Вторая мировая между тем продолжалась; для Болгарии, которая с 13 декабря 1941 года находилась в состоянии войны с Великобританией и США, она выразилась прежде всего в чудовищных воздушных бомбардировках, которые обрушились на страну в ноябре 1943 года. Особенно жестоко американские «Митчеллы», «Либерейторы» и «Летающие крепости», английские «Москито» и «Галифаксы» бомбили Софию, несмотря на то, что никаких военных объектов в столице не было. Самый сильный налет София пережила 10 января 1944 года, днем город атаковали 220 американских, а ночью — 80 английских самолетов; 947 человек погибли, 710 были ранены, было разрушено 3731 здание. После этого из Софии началась массовая эвакуация, за пять дней, спасаясь от бомбежек, город покинули около 300 тысяч жителей. Был среди них и Николай Эмильевич Бредов, чья квартира тоже сгорела от попадания бомбы. Он перебрался из столицы в центр страны, в небольшой городок Твердицу, где директором местной шахты работал его зять Андрей Давыдович Макаренко. Впрочем, эхо войны звучало и там — 24 июня 1944-го американцы бомбили расположенный в 45 километрах от Твердицы город Казанлык.
Фронт уже приближался к Болгарии, и русские эмигранты ожидали неизбежного прихода Красной армии со смешанными чувствами. В отличие от 1941 года большинство вполне искренне желали победы своему народу над фашизмом, многие помогали болгарским партизанам; те же, кто хорошо помнил Гражданскую войну, опасались того, что в Болгарии теперь тоже будет установлена советская власть и начнутся репрессии против тех, кто когда-то воевал в рядах белых армий.

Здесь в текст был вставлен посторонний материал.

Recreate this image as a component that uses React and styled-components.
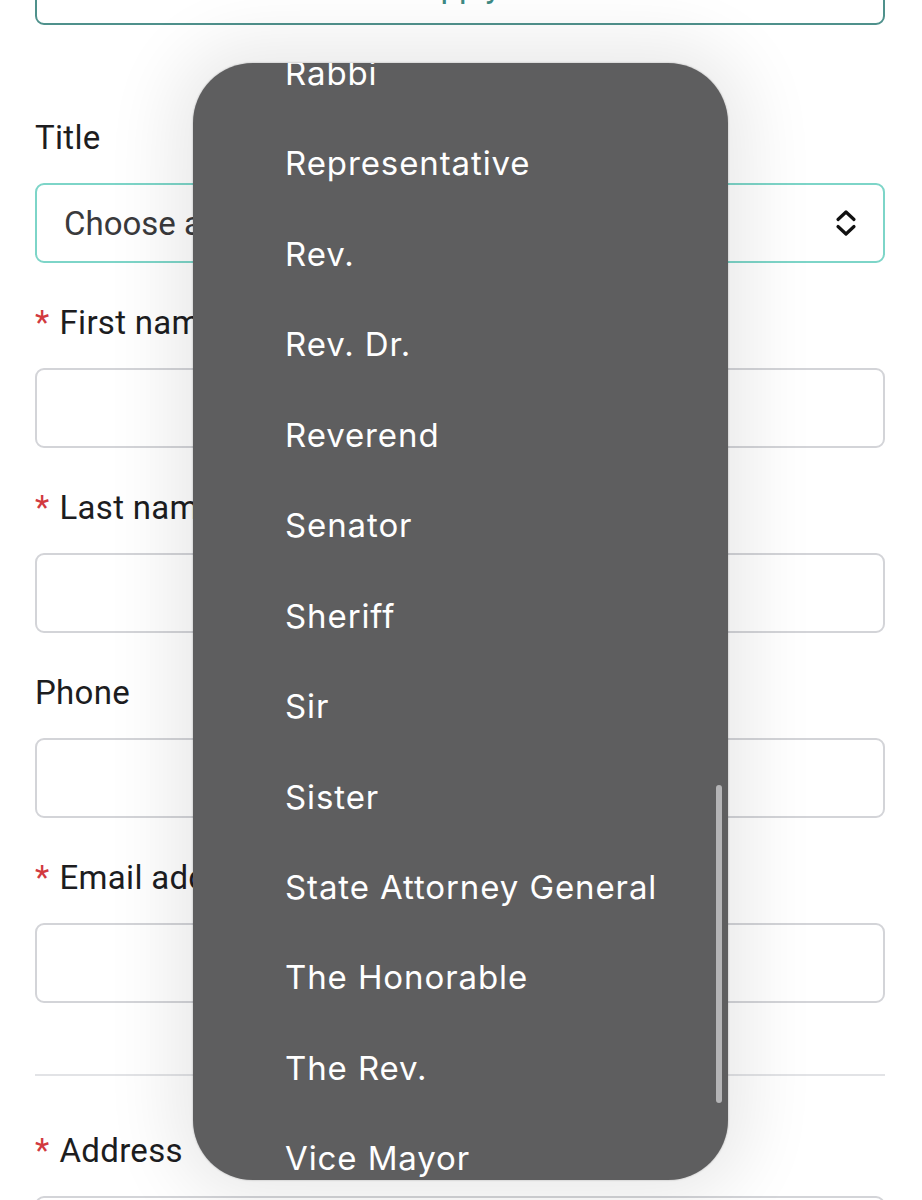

Так и произошло. Война, которую СССР объявил Болгарии 5 сентября 1944 года, оказалась формальной, вооруженного сопротивления болгарская армия не оказала, народ радостно приветствовал красноармейцев. 9 сентября в результате государственного переворота к власти пришло коммунистическое правительство, и Болгария объявила войну Германии. По стране покатилась волна спешных преобразований по советскому образцу, армия получила название народной, полицию заменила милиция. Более двадцати русских эмигрантских организаций были приравнены к фашистским и закрыты, а их имущество конфисковано. А сотрудники опергрупп Управления военной контрразведки СМЕРШ 3-го Украинского фронта сразу же приступили к поискам лиц, которые сотрудничали с гитлеровцами и их пособниками. Сотрудничество это трактовалось крайне широко, задерживали и тех, кто действительно был связан с нацистами (например, вербовщиков в ряды РОК), и просто членов эмигрантских организаций, которые все были объявлены «белогвардейскими». К 20 ноября в стране были задержаны 88 участников таких организаций. Эмигрант князь А. Л. Ратиев так вспоминал обстановку тех дней: «Случайные встречи с [советскими] офицерами, приятельские, дружественные разговоры, часто заканчивавшиеся неопределенными предупреждениями: опасайтесь тех, кто придет после нас, представителей специальных служб и учреждений. <…> И вот начинают заходить к нам и лица другого облика. Внешне все они стараются быть вполне корректными, но в их разговорах чувствуется нарочитая твердость и сдержанность. Расспрашивают они неизменно и о причинах нашего выезда из России, выражают по этому поводу свои сдержанные сожаления и начинают расспрашивать о ряде других лиц и об их адресах. Ясно, что их интересуют в первую очередь те лица, которые, как известно, поступили в немецкий корпус… <…> или те, кто непосредственно сотрудничал и работал с немцами. <…> Это подтверждают и начавшиеся аресты. Способствуют этому и некоторые из эмигрантов, которые, как видно, своим угодничеством стараются загладить или кое-какие свои собственные прегрешения, или же заполучить для себя какие-нибудь блага за счет непрошеного угодничества»[455].